» WRITTEN EXERCISE: Restate word for word the lines that begin the listing and end with the line holding "h-[21px] border-t border-b".

*-*-*

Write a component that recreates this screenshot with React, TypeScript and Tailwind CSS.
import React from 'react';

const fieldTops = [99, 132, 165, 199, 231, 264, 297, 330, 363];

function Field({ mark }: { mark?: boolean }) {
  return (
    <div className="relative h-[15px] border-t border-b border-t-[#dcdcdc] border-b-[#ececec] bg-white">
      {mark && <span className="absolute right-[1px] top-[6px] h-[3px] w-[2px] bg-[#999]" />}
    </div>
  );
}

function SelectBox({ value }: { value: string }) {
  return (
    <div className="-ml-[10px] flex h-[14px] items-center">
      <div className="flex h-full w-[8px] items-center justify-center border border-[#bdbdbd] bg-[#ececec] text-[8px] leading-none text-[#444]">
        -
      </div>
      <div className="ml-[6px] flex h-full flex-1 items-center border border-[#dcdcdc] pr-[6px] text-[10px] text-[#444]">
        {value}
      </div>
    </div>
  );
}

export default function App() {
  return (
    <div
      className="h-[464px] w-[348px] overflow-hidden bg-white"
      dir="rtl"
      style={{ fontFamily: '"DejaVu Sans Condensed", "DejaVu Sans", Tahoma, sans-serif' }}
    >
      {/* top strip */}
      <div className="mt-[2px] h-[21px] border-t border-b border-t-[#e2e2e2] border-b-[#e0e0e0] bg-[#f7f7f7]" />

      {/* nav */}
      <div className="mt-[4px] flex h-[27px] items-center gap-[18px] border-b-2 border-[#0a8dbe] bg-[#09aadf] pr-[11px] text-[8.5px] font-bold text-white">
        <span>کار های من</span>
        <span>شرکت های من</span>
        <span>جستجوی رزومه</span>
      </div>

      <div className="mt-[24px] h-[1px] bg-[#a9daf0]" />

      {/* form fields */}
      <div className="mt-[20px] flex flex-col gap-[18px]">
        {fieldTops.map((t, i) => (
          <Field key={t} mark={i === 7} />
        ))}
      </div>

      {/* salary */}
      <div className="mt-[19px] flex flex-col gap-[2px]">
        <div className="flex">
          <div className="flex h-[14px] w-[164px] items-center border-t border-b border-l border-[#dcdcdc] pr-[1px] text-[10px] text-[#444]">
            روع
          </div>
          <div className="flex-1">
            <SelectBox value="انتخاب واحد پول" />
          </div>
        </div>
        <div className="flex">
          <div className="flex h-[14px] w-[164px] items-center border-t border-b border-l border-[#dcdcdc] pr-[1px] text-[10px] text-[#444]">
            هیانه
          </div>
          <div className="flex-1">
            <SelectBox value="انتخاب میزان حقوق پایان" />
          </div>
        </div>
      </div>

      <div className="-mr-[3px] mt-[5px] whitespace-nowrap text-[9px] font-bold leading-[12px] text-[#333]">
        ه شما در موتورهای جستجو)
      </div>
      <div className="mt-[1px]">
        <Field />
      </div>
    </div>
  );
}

*-*-*

» THE RESPONSE:
Write a component that recreates this screenshot with React, TypeScript and Tailwind CSS.
import React from 'react';

const fieldTops = [99, 132, 165, 199, 231, 264, 297, 330, 363];

function Field({ mark }: { mark?: boolean }) {
  return (
    <div className="relative h-[15px] border-t border-b border-t-[#dcdcdc] border-b-[#ececec] bg-white">
      {mark && <span className="absolute right-[1px] top-[6px] h-[3px] w-[2px] bg-[#999]" />}
    </div>
  );
}

function SelectBox({ value }: { value: string }) {
  return (
    <div className="-ml-[10px] flex h-[14px] items-center">
      <div className="flex h-full w-[8px] items-center justify-center border border-[#bdbdbd] bg-[#ececec] text-[8px] leading-none text-[#444]">
        -
      </div>
      <div className="ml-[6px] flex h-full flex-1 items-center border border-[#dcdcdc] pr-[6px] text-[10px] text-[#444]">
        {value}
      </div>
    </div>
  );
}

export default function App() {
  return (
    <div
      className="h-[464px] w-[348px] overflow-hidden bg-white"
      dir="rtl"
      style={{ fontFamily: '"DejaVu Sans Condensed", "DejaVu Sans", Tahoma, sans-serif' }}
    >
      {/* top strip */}
      <div className="mt-[2px] h-[21px] border-t border-b border-t-[#e2e2e2] border-b-[#e0e0e0] bg-[#f7f7f7]" />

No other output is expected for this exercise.